Beneath this line sits some data. Return only its lines from the one holding "Write the React, TypeScript" through the one holding "import React from", inclusive, exactly, with the images removed.

===============

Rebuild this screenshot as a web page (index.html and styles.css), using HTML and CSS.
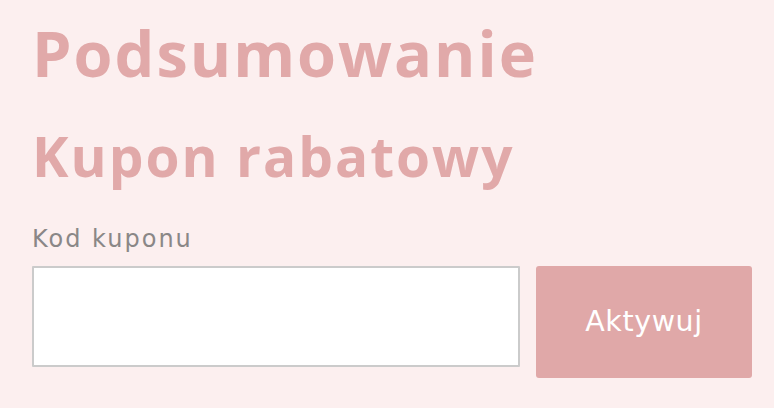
FILE: index.html
```html
<!DOCTYPE html>
<html lang="pl">
<head>
<meta charset="utf-8">
<title>Podsumowanie</title>
<link rel="stylesheet" href="styles.css">
</head>
<body>
<main class="summary">
  <h1 class="summary-title">Podsumowanie</h1>
  <h2 class="coupon-title">Kupon rabatowy</h2>
  <form class="coupon-form">
    <label class="coupon-label" for="coupon">Kod kuponu</label>
    <div class="coupon-row">
      <input class="coupon-input" id="coupon" type="text">
      <button class="coupon-button" type="button">Aktywuj</button>
    </div>
  </form>
</main>
</body>
</html>
```
FILE: styles.css
```css
html, body {
  margin: 0;
  padding: 0;
  background: #fcefef;
}
body {
  font-family: "Open Sans", "DejaVu Sans", sans-serif;
}
.summary {
  padding: 21px 22px 0 32px;
}
.summary-title {
  margin: 0;
  font-size: 63px;
  line-height: 1;
  font-weight: 700;
  letter-spacing: 2px;
  color: #e1a9a9;
}
.coupon-title {
  margin: 44px 0 0;
  font-size: 55px;
  line-height: 1;
  font-weight: 700;
  letter-spacing: 2px;
  color: #e1a9a9;
}
.coupon-form {
  margin-top: 44px;
}
.coupon-label {
  display: block;
  font-family: "DejaVu Sans", "Open Sans", sans-serif;
  font-size: 24px;
  line-height: 24px;
  font-weight: 400;
  letter-spacing: 2px;
  color: #8a8787;
}
.coupon-row {
  display: flex;
  align-items: flex-start;
  gap: 16px;
  margin-top: 15px;
}
.coupon-input {
  box-sizing: border-box;
  width: 488px;
  height: 101px;
  margin: 0;
  border: 2px solid #cbcbcb;
  border-radius: 1px;
  background: #fff;
}
.coupon-button {
  box-sizing: border-box;
  width: 216px;
  height: 112px;
  margin: 0;
  padding: 0;
  border: 0;
  border-radius: 3px;
  background: #e0a8a8;
  color: #fff;
  font-family: "DejaVu Sans", "Open Sans", sans-serif;
  font-size: 28.5px;
  line-height: 1;
  font-weight: 400;
  letter-spacing: 0.6px;
}
```
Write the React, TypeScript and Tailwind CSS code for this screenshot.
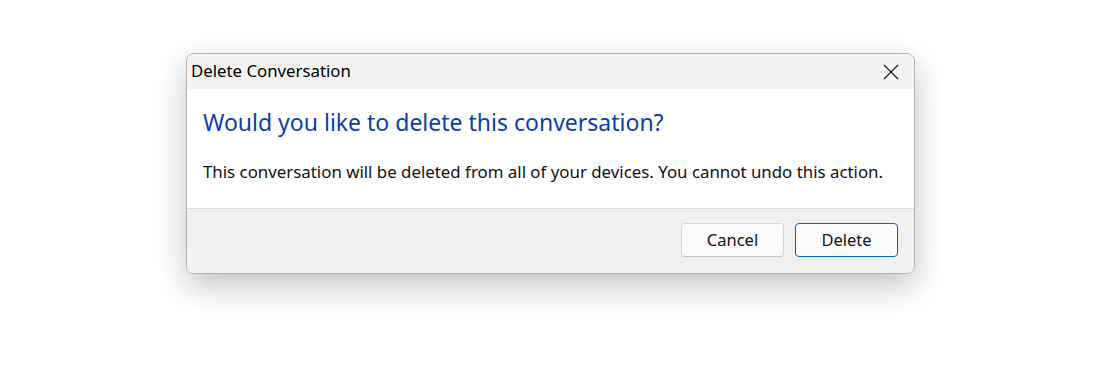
import React from "react";

export default function App() {
  return (
    <div
      className="w-[1101px] h-[369px] bg-white flex justify-center pt-[53px]"
      style={{ fontFamily: '"Noto Sans", "Segoe UI", sans-serif' }}
    >
      <div className="w-[729px] h-[221px] flex flex-col rounded-[8px] border border-[#b4b4b4] overflow-hidden shadow-[0_12px_32px_rgba(0,0,0,0.24)] bg-white">
        <div className="h-[35px] shrink-0 bg-[#f3f3f3] flex items-center justify-between pl-[4px] pr-[15px]">
          <span className="text-[16.8px] text-black leading-none">Delete Conversation</span>
          <svg width="16" height="16" viewBox="0 0 16 16" className="text-[#1a1a1a]">
            <path d="M1 1 L15 15 M15 1 L1 15" stroke="currentColor" strokeWidth="1.2" fill="none" />
          </svg>
        </div>
        <div className="h-[120px] shrink-0 bg-white px-[16px] pt-[18px] border-b border-[#dcdcdc]">
          <div className="text-[23px] leading-[30px] text-[#0a3fac]">Would you like to delete this conversation?</div>
          <div className="mt-[23px] text-[16.85px] leading-[24px] text-[#111]">
            This conversation will be deleted from all of your devices. You cannot undo this action.
          </div>
        </div>
        <div className="flex-1 bg-[#f0f0f0] flex items-start justify-end gap-[11px] pt-[14px] pr-[16px]">
          <button className="w-[103px] h-[34px] rounded-[4px] bg-[#fbfbfb] border border-[#d6d6d6] border-b-[#c4c4c4] text-[16.5px] text-[#111]">
            Cancel
          </button>
          <button className="w-[103px] h-[34px] rounded-[4px] bg-[#fbfbfb] border border-[#0067c0] text-[16.5px] text-[#111]">
            Delete
          </button>
        </div>
      </div>
    </div>
  );
}
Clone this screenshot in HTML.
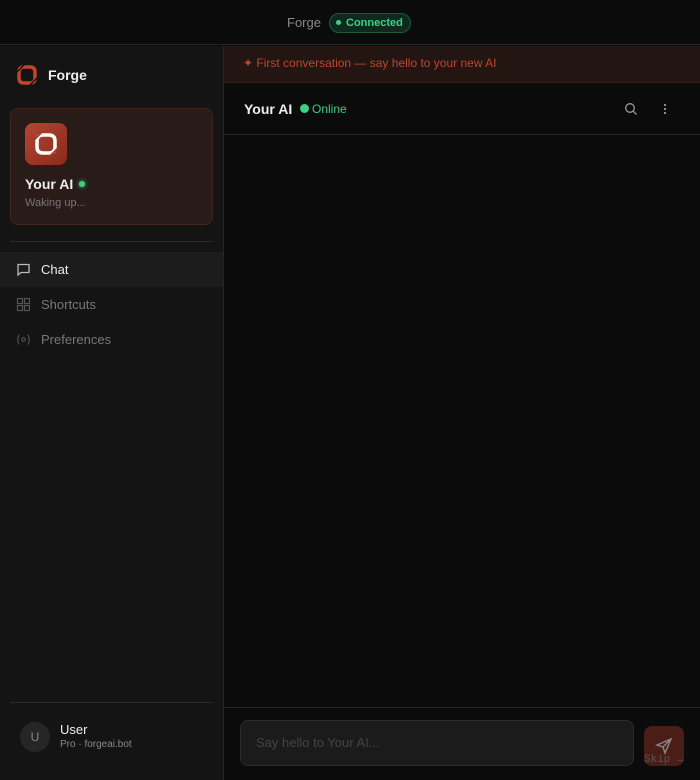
<!DOCTYPE html>
<html><head><style>
*{box-sizing:border-box;margin:0;padding:0}
body{width:700px;height:780px;background:#0b0b0b;font-family:"Liberation Sans",sans-serif;position:relative;overflow:hidden;color:#eee}
.top{position:absolute;left:0;top:0;width:700px;height:45px;background:#0b0b0b;border-bottom:1px solid #262626}
.side{position:absolute;left:0;top:46px;width:224px;height:734px;background:#141414;border-right:1px solid #262626}
.abs{position:absolute}
</style></head><body>
<div class="top">
 <span class="abs" style="left:287px;top:15px;font-size:13px;color:#8a8a8a">Forge</span>
 <div class="abs" style="left:329px;top:13px;width:82px;height:20px;border-radius:10px;background:#0f2a1c;border:1px solid #1d5a3a;font-size:11px;color:#3ecf85;line-height:18px;padding-left:16px;font-weight:bold">Connected<span class="abs" style="left:6px;top:6px;width:5px;height:5px;border-radius:50%;background:#3ecf85"></span></div>
</div>
<div class="side">
 <svg class="abs" style="left:16px;top:18px" width="22" height="22" viewBox="0 0 22 22"><path d="M3 8 Q3 3 8 3 L14 3 Q19 3 19 8 L19 14 Q19 19 14 19 L8 19 Q3 19 3 14Z" fill="none" stroke="#c2452c" stroke-width="3.5"/><path d="M9 0 L0 9 M13 22 L22 13" stroke="#141414" stroke-width="1.5"/></svg>
 <span class="abs" style="left:48px;top:21px;font-size:14px;font-weight:bold;color:#eee">Forge</span>
 <div class="abs" style="left:10px;top:62px;width:203px;height:117px;border-radius:8px;background:#281b18;border:1px solid #42241d"></div>
 <div class="abs" style="left:25px;top:77px;width:42px;height:42px;border-radius:8px;background:linear-gradient(135deg,#b44532,#8a2a1c)"></div>
 <svg class="abs" style="left:33px;top:85px" width="26" height="26" viewBox="0 0 26 26"><path d="M4 10 Q4 4 10 4 L16 4 Q22 4 22 10 L22 16 Q22 22 16 22 L10 22 Q4 22 4 16Z" fill="none" stroke="#fff" stroke-width="3.5"/><path d="M10 0 L0 10 M16 26 L26 16" stroke="#a33a28" stroke-width="1.8"/></svg>
 <span class="abs" style="left:25px;top:130px;font-size:14px;font-weight:bold;color:#eee">Your AI</span>
 <span class="abs" style="left:79px;top:135px;width:6px;height:6px;border-radius:50%;background:#3ecf85;box-shadow:0 0 4px #3ecf85"></span>
 <span class="abs" style="left:25px;top:151px;font-size:11px;color:#777">Waking up...</span>
 <div class="abs" style="left:10px;top:195px;width:203px;height:1px;background:#2a2a2a"></div>
 <div class="abs" style="left:0;top:206px;width:223px;height:35px;background:#1c1c1c"></div>
 <svg class="abs" style="left:16px;top:216px" width="15" height="15" viewBox="0 0 15 15" fill="none" stroke="#bbb" stroke-width="1.3"><path d="M2 2.5h11v8H5l-3 2.5z"/></svg>
 <span class="abs" style="left:41px;top:216px;font-size:13px;color:#eee">Chat</span>
 <svg class="abs" style="left:16px;top:251px" width="15" height="15" viewBox="0 0 15 15" fill="none" stroke="#555" stroke-width="1.2"><rect x="1.5" y="1.5" width="5" height="5"/><rect x="8.5" y="1.5" width="5" height="5"/><rect x="1.5" y="8.5" width="5" height="5"/><rect x="8.5" y="8.5" width="5" height="5"/></svg>
 <span class="abs" style="left:41px;top:251px;font-size:13px;color:#777">Shortcuts</span>
 <svg class="abs" style="left:16px;top:287px" width="15" height="13" viewBox="0 0 15 13" fill="none" stroke="#555" stroke-width="1.1"><path d="M3 1.5Q0.5 6.5 3 11.5M12 1.5Q14.5 6.5 12 11.5"/><circle cx="7.5" cy="6.5" r="1.8"/></svg>
 <span class="abs" style="left:41px;top:286px;font-size:13px;color:#777">Preferences</span>
 <div class="abs" style="left:10px;top:656px;width:203px;height:1px;background:#2a2a2a"></div>
 <div class="abs" style="left:20px;top:676px;width:30px;height:30px;border-radius:50%;background:#262626;color:#888;font-size:12px;text-align:center;line-height:30px">U</div>
 <span class="abs" style="left:60px;top:676px;font-size:13px;color:#eee">User</span>
 <span class="abs" style="left:60px;top:693px;font-size:10px;color:#888">Pro · forgeai.bot</span>
</div>
<div class="abs" style="left:224px;top:46px;width:476px;height:37px;background:#221512;border-bottom:1px solid #3a1d17;font-size:12px;color:#c2452c;padding:10px 0 0 19px">✦ First conversation — say hello to your new AI</div>
<div class="abs" style="left:224px;top:83px;width:476px;height:52px;border-bottom:1px solid #262626"></div>
<span class="abs" style="left:244px;top:101px;font-size:14px;font-weight:bold;color:#eee">Your AI</span>
<span class="abs" style="left:300px;top:104px;width:9px;height:9px;border-radius:50%;background:#3ecf85"></span>
<span class="abs" style="left:312px;top:102px;font-size:12px;color:#3ecf85">Online</span>
<svg class="abs" style="left:624px;top:102px" width="14" height="14" viewBox="0 0 14 14" fill="none" stroke="#999" stroke-width="1.3"><circle cx="6" cy="6" r="4.3"/><path d="M9.2 9.2L12.5 12.5"/></svg>
<svg class="abs" style="left:661px;top:102px" width="8" height="14" viewBox="0 0 8 14" fill="#999"><circle cx="4" cy="3" r="1.1"/><circle cx="4" cy="7" r="1.1"/><circle cx="4" cy="11" r="1.1"/></svg>
<div class="abs" style="left:224px;top:707px;width:476px;height:1px;background:#262626"></div>
<div class="abs" style="left:240px;top:720px;width:394px;height:46px;border-radius:8px;background:#1b1b1b;border:1px solid #2c2c2c;font-size:13px;color:#444;padding:14px 0 0 15px">Say hello to Your AI...</div>
<div class="abs" style="left:644px;top:726px;width:40px;height:40px;border-radius:8px;background:#4a1e16"></div>
<svg class="abs" style="left:655px;top:737px" width="18" height="18" viewBox="0 0 18 18" fill="none" stroke="#888" stroke-width="1.4"><path d="M16 2L2 8l6 2 2 6z M16 2L8 10"/></svg>
<span class="abs" style="left:644px;top:754px;font-size:11px;color:#555;font-family:'Liberation Mono',monospace">Skip →</span>
</body></html>
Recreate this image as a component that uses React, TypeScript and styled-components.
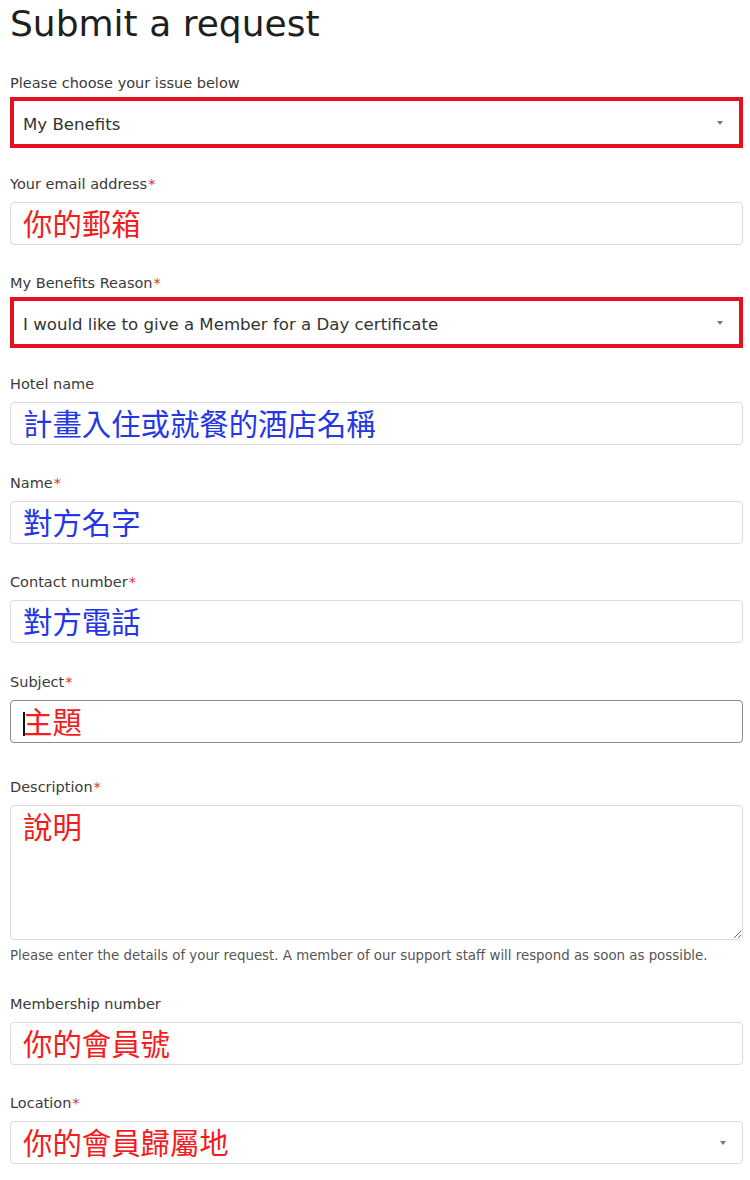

===============

• **Solution for this task**
Write the React, TypeScript and Tailwind CSS code for this screenshot.
import React from "react";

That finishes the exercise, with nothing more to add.